Dari jumlah tersebut, Menperin menyebut banyak LS Pro yang "kalengan" karena tidak memiliki laboratorium uji. Untuk itu, Menperin akan mengatur melalui peraturan menteri perindustrian (permenperin) agar LS Pro di Indonesia wajib memiliki laboratorium uji.

"Ini salah satu cara kami mengurangi jumlah LS Pro. Namun, jika LS Pro tersebut mau berinvestasi (untuk membangun laboratorium) maka itu tidak masalah," ujar Menperin.

Instrumen Hambatan

Hal lain yang mengindikasi produk impor mudah masuk RI adalah jumlah instrumen hambatan dagang yang masih sedikit, di antaranya yakni safeguard yang dimiliki Indonesia hanya 102. Sementara Tiongkok memiliki 1.020 safeguard, Thailand 226, dan Filipina 307.

Sementara untuk antidumping, tambah Menperin, Indonesia memiliki 48 antidumping untuk produknya. Sedangkan India memiliki 280 dan Filipina 250 instrumen antidumping.
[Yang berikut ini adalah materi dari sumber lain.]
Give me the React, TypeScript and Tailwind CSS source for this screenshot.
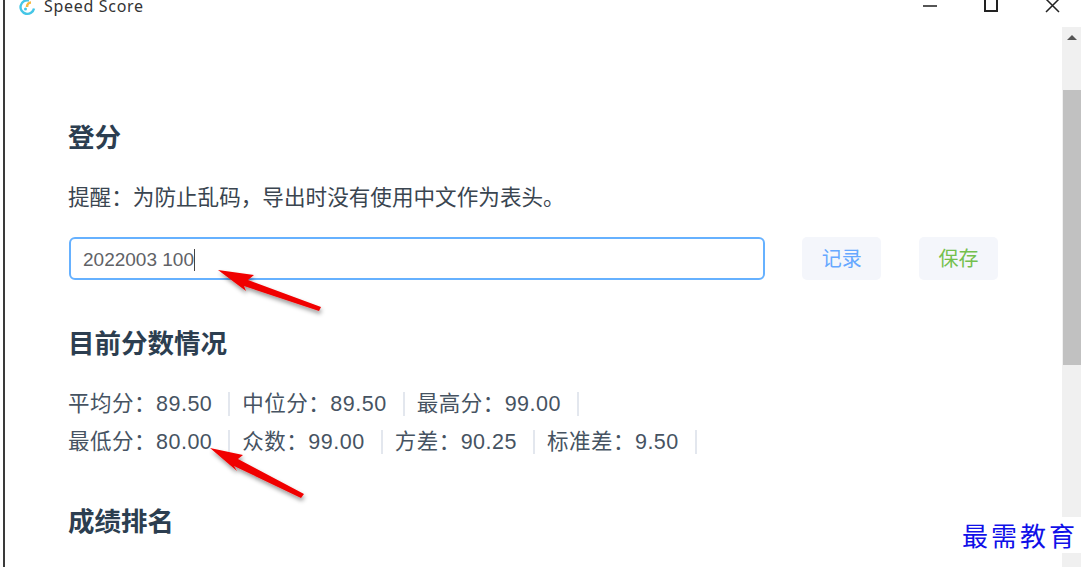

Kemudian, untuk pemberlakuan Standar Nasional Indonesia (SNI) Wajib atau disebut technical barrier to trade, Indonesia memiliki hanya 172 SNI wajib, lebih sedikit dibandingkan Uni Eropa yang sebanyak 4.004, Tiongkok 1.170, Thailand 585, Filipina 250, dan Malaysia 227.

"Jika instrumen yang kita miliki untuk memproteksi industri dalam negeri itu dapat diperkuat, ini sangat bisa membantu keberlangsungan dari industri dalam negeri," ujar Menperin.

Selain itu, Menperin mengatakan produk-produk impor akan dihapus dari aplikasi belanja online pemerintah yang dikembangkan Lembaga Kebijakan Pengadaan Barang/Jasa Pemerintah (LKPP) bernama e-katalog, jika barang tersebut sudah diproduksi di dalam negeri dengan Tingkat Kandungan Dalam Negeri (TKDN) sebesar 40 persen.

"Kami sudah bekerja sama dengan LKPP dan mereka sudah setuju untuk mereka take down produk-produk atau item impor, apabila produknya sudah ada produk dalam negeri yang sudah memiliki TKDN 40 persen. Walaupun hanya ada satu," ujar Menperin.

Dengan demikian, tambah dia, tidak ada lagi pilihan bagi kementerian/lembaga (K/L) dan Badan Usaha Milik Negara (BUMN) untuk memilih produk selain produk dalam negeri. Hal itu sejalan dengan semangat Program Penggunaan Produksi Dalam Negeri (P3DN).